Seems somewhat arbitrary. What about Taco Bell? Work your way up to regional manager. Discounted tacos.


----------



## tohunt4me (Nov 23, 2015)

Single Malt said:


> https://www.businessinsider.com/lyf...5?utm_source=reddit.com&utm_source=reddit.com
> 
> Seems somewhat arbitrary. What about Taco Bell? Work your way up to regional manager. Discounted tacos.


Body and paint.

Upholstery.

Airbags. . . . go around with Sledge Hammer striking front bumbers of ROBO CARS ALL DAY !

" Right in the SENSORS " !


----------



## got a p (Jan 27, 2018)

wishful thinking buddy, in 20 years we will all have moved on to greener pastures.

fix your own robots genius :woot:


----------



## Soars (Jan 2, 2019)

They're probably developing a scheme where they pay mechanics per repair in such a way that it comes out as less than minimum wage.


----------



## CarpeNoctem (Sep 12, 2018)

Who cares what he says?
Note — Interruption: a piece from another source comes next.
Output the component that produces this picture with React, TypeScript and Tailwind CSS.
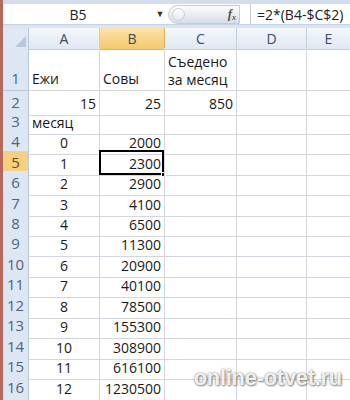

The execs will be living off their gold parachutes when Uber & Lyft go down in flames.


----------



## Amsoil Uber Connect (Jan 14, 2015)

Stupid F,


----------



## peteyvavs (Nov 18, 2015)

Will Uber provide these mechanics with the 50k or more for the tools to work on these cars, this IDIOT doesn’t have a clue of how much it cost a mechanic to work, especially on hybrid and electric vehicles.
I’ll bet this moron went to an Ivy League college, spent a lot of time on his knees, and barely got by with a 2.00 gpa.


----------



## Fozzie (Aug 11, 2018)

Yeah... the drivers that can't even follow simple GPS instructions to/from a pickup will be the next set of robo-mechanics? 

LOL.

Good luck with your perpetual quality assurance problems.


----------



## dauction (Sep 26, 2017)

LOL.. Does he realize what he just said ... ?

_In the same fashion, McNeill said that while the rise of autonomous vehicles could create the need for other types of high-paying jobs, including mechanics.

"As autonomous cars come into play, they will be utilized 20 times more than a car is today, meaning they will wear out twenty times faster, meaning that there will be 20 times the demand for mechanics," McNeill said. "A mechanic job pays quite a bit more than a driving job."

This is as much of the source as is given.